Во сне я касался ее тела. Мозг воспринимал сновидение за реальность, и мне всерьез казалось, что я чувствовал шелк ее кожи под своими пальцами. 

Не осталось ни единого неисследованного сантиметра ее тела, гибкого, податливого. Моего. 

От этих сцен жар затапливал изнутри, сжигая. Я лежал в абсолютной темноте, слушал свое учащенное дыхание, а сердце колотилось так, будто положенные мне минуты жизни утекали сквозь пальцы. 

Тик-так. 

Я встал, чуть покачнувшись, нащупал пульт. Шторы раздвинулись по сторонам, пропуская в комнату зимнее утро, темное, холодное и тяжёлое. 

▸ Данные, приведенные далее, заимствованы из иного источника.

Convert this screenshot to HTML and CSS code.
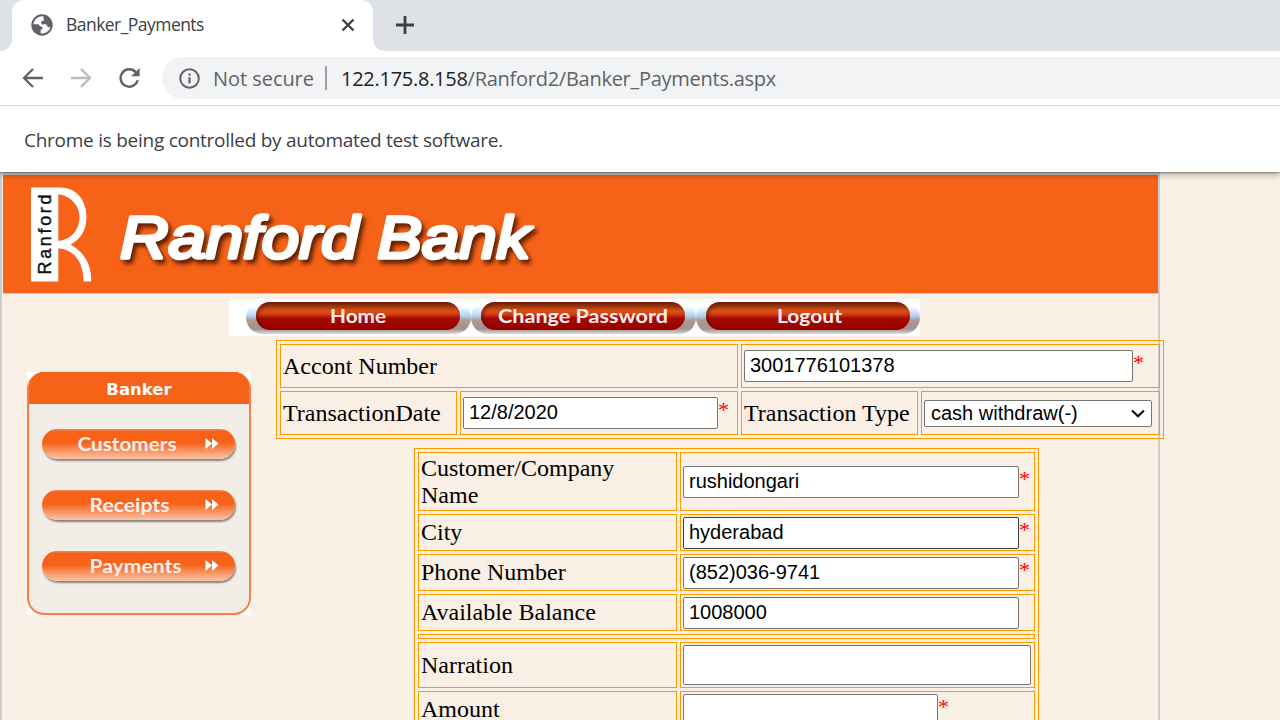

Нужно было сходить в душ, чтобы избавиться от наваждения. Голова все ещё кружилась, ещё один нездоровый симптом последних месяцев. Аневризма старалась, чтобы я помнил о ней: возможно, именно эта наполненная моей кровью полость за левым глазом должна была стать той единственной, о ком я думал бы свои последние дни. 

До встречи с Региной. 

Ванная с огромной душевой была черного цвета. Непрактично, но в моем доме преобладал этот цвет, во всех его оттенках. 

Я нажал несколько кнопок, включая поток прохладной воды. 

Париться нельзя. И спортом заниматься. И сексом — тоже. Замечательная жизнь.

Но тело требовало свое, болезненное возбуждение заставило задуматься о мастурбации, но я лишь поморщился. 

Не то. 

Я не хотел жалких копий, моя рука никогда не сможет заменить женщину, которую я так вожделел. 

После душа я прошел на кухню, обнаженный и мокрый. Полотенце так и осталось висеть неиспользованным. Прохладный воздух холодил поясницу и лопатки, с волос стекали прохладные капли. Достал из холодильника упаковку сока: от чая и кофе тоже пришлось отказаться. 

Слишком много было самоограничений в последнее время. 

И на фоне этих рамок мне казалось, я не жил. Плавал а своем собственном вакууме, заторможенный и замороженный, избегая любого давления извне. До тех пор, пока на корпоративе не заметил Регину.

Искра, буря. Безумие — так, кажется?

От холодного сока сводило зубы. Я осушил бокал в три глотка, сполоснул стакан и наклонился вперед, опираясь на стол. 

Я знал, что снова не поеду на работу, опять вернусь к ее подъезду и буду торчать там, как влюбленный идиот. 

Меня тянуло туда со страшной силой. Часть ночи я провел в поисках ответов на свои вопросы, но пока ещё не стал ближе к тайнам Регины ни на грамм. Это тоже злило.

Через час я снова был на исходной позиции; в темных ее окнах медленно мигали огни гирлянды, неяркие, домашние, уютные. 

Мне хотелось оказаться с ней рядом. Лечь в теплую постель, согретую женским телом, прижаться к ней, ощущая ее запах. 

Но пока это недоступно. 

Щурюсь: левый глаз видит хуже. Я прикладываю к закрытому веку пальцы, и мне кажется, что под их подушечками скрывается не глазное яблоко, прикрытое тонкой кожей, а аневризма. И стоит надавить сильнее, как она бах! — и растечется моей кровью, окрашивая мир вокруг алым. 

Возможно, поэтому я пропустил появление Регины. Она дернула дверь автомобиля за ручку с моей стороны, в незастегнутой, но запахнутой куртке. На лице не было макияжа, чистая, умытая кожа. Ноздри раздувались от гнева, брови сурово нахмурены, кажется, ещё немного и начнет меня душить. Но такой она мне нравилась ещё больше. 

Я опустил стекло, убирая между нами последний барьер. 

— Чего ты… вы, — сбилась она, но тут же начала заново, — вы чего здесь торчите, под окнами моими? Что за представление?

Я понял, что сидеть вот так не могу. Распахнул дверь, оттесняя ее чуть в сторону. На улице ветер, колючий, порывистый, снег в лицо бросал, но Регина морщилась только. Я протянул руку, натягивая капюшон на ее голову. Она не испугалась, не пошевелилась даже, когда мои пальцы задели кожу женских скул.